Bild: Mohnblüten in Guatemala (Archivbild).
SAN SALVADOR taz | Bislang waren es nur die Expräsidenten Brasiliens,
Fernando Henrique Cardoso, und Kolumbiens, César Gaviria, sowie Literaten
wie der peruanisch-spanische Nobelpreisträger Mario Vargas Llosa, die
vorsichtig über eine mögliche Legalisierung von Drogen in Lateinamerika
diskutierten. Jetzt hat ein amtierender Präsident diese Debatte an sich
gerissen: Otto Pérez Molina, seit Januar Staatschef Guatemalas, will, dass
Drogenkonsum legal wird. Die Strategie des militärischen und polizeilichen
Kampfs gegen die Drogenkartelle sei gescheitert. "Wir führen diesen Krieg
seit 30 Jahren", sagte Pérez Molina bei einem Treffen mit seinem
salvadorianischen Kollegen Mauricio Funes letzte Woche. "In allen
betroffenen Ländern ist die Zahl der Toten gestiegen und die Korruption
schlimmer geworden."
Guatemalas Präsident überraschte nicht nur seine Amtskollegen in
Zentralamerika und Kolumbien, mit denen er seine Initiative diskutieren
will. Auch seine Landsleute wundern sich.

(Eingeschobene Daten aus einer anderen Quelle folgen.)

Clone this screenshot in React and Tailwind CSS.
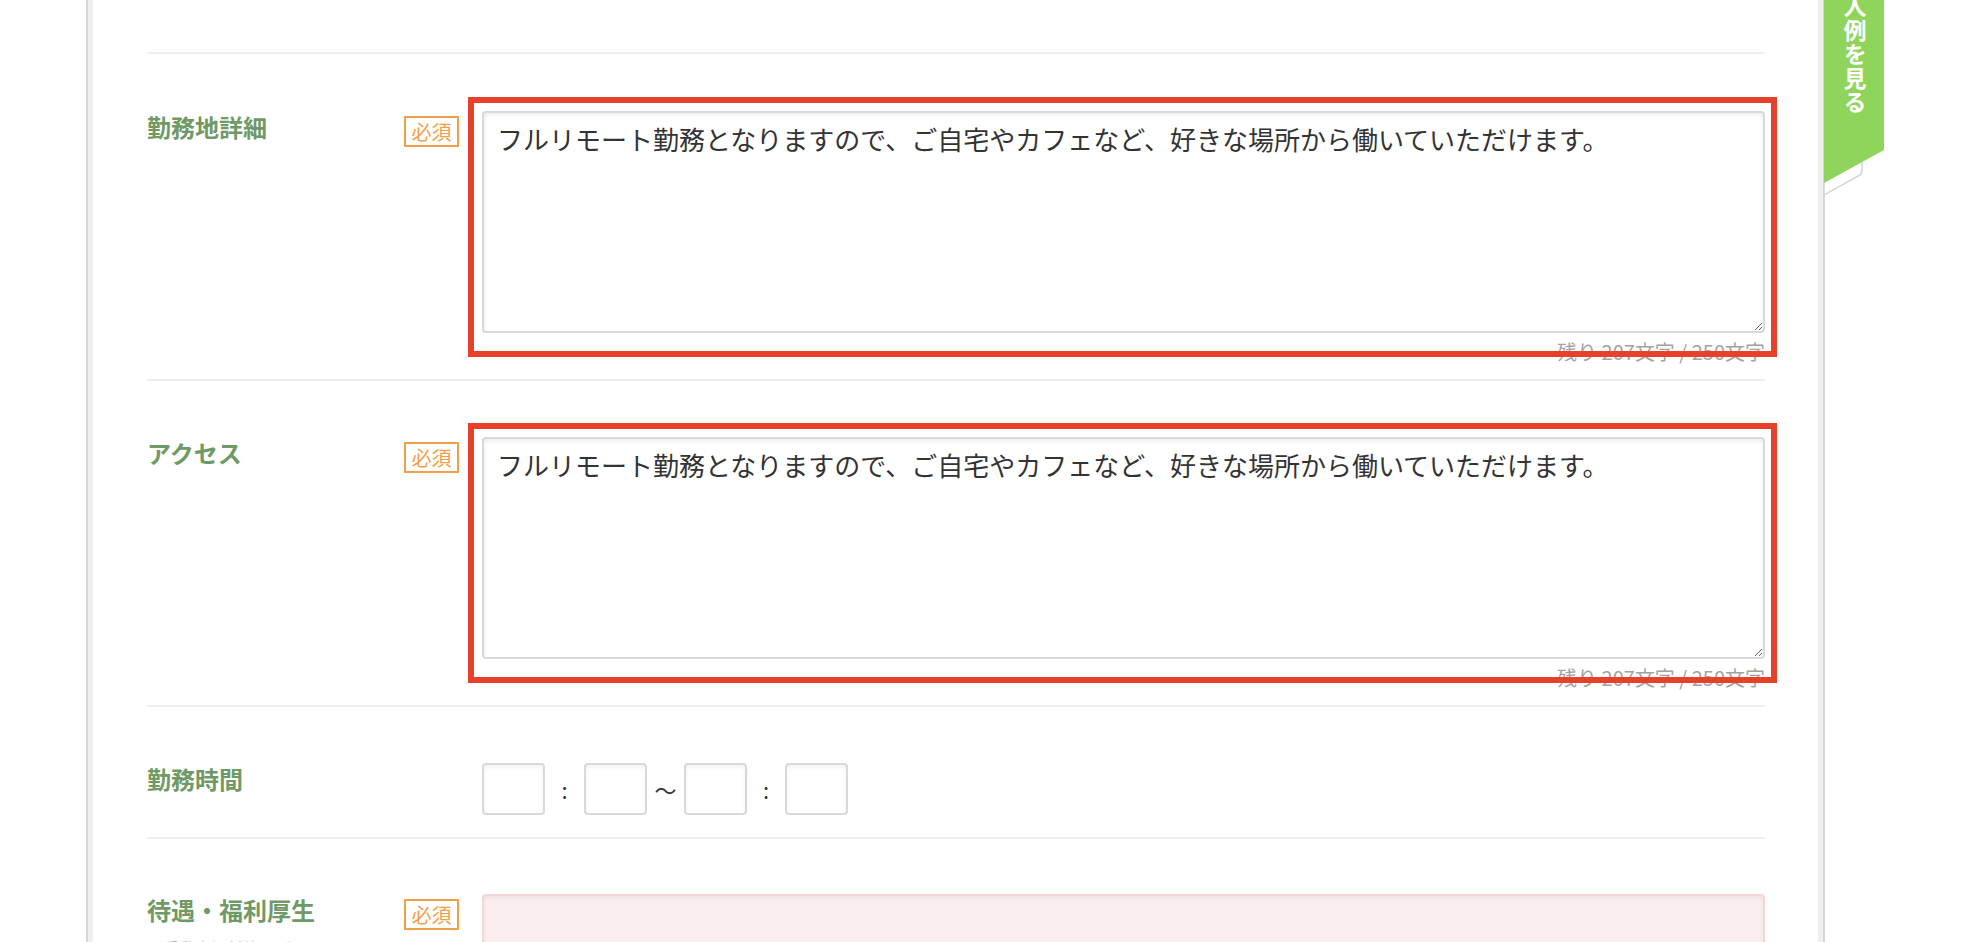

Im Wahlkampf hatte Pérez Molina
abgelehnt, was er jetzt fordert. Kaum im Amt, schickte der Exgeneral
Militärs ins Grenzgebiet zu Mexiko, wo die Landhäuser und Landepisten der
Drogenhändler versteckt sind. Die gefürchtete Eliteeinheit der Kaibiles
ernannte er zu Speerspitze in seinem Krieg gegen die Kartelle. Sein
gesamtes Sicherheitskabinett besteht aus Militärs.
Heute sagt Pérez Molina: "Trotz aller Technologie und der Millionen von
Dollars aus den USA ist das Problem nicht kleiner geworden." Selbst der von
US-Politikern oft gelobte "Plan Kolumbien", der rund 5 Milliarden Dollar
US-Hilfe verschluckte, sei ein Reinfall. "Die großen Kartelle haben ihn
neutralisiert."
## Noch genügend andere kriminelle Aktivitäten
Die US-Botschaft in Guatemala-Stadt war vor den Kopf gestoßen. Würden
Drogen in Zentralamerika legalisiert, würden sich Jugendbanden und das
internationale Verbrechen trotzdem weiter illegalen Machenschaften widmen,
heißt es in einer Erklärung. Es gebe noch genügend andere kriminelle
Aktivitäten: "Menschen- und Waffenhandel, Entführung und Erpressung,
Bankraub, Diebstahl von geistigem Eigentum und Geldwäsche."
Antonio Mazzitelli, Vertreter der UN-Drogenbehörde in der Region, sprang
den US-Diplomaten zur Seite. Eine Legalisierung der Drogen würde die Zahl
der Toten nicht senken, aber die der Drogenabhängigen erhöhen. Dabei
stellte die UN selbst in ihrem Drogenbericht 2010 fest, dass trotz großer
Anstrengungen "die mit Drogen in Verbindung stehende Gewalt in Guatemala,
Honduras und El Salvador schlimmer geworden ist" und zu "Mordraten geführt
hat, die weit über der von Mexiko liegen."
In Honduras werden derzeit jedes Jahr 82,1 Menschen pro 100.000 Einwohnern
ermordet. In Mexiko sind es 18,7. Dort führte die von Präsident Felipe
Calderón initiierte militärische Bekämpfung der Drogenkartelle zu mehr als
50.000 Toten. Die großen Kartelle machen sich seither vor allem in
Guatemala, Honduras und El Salvador breit.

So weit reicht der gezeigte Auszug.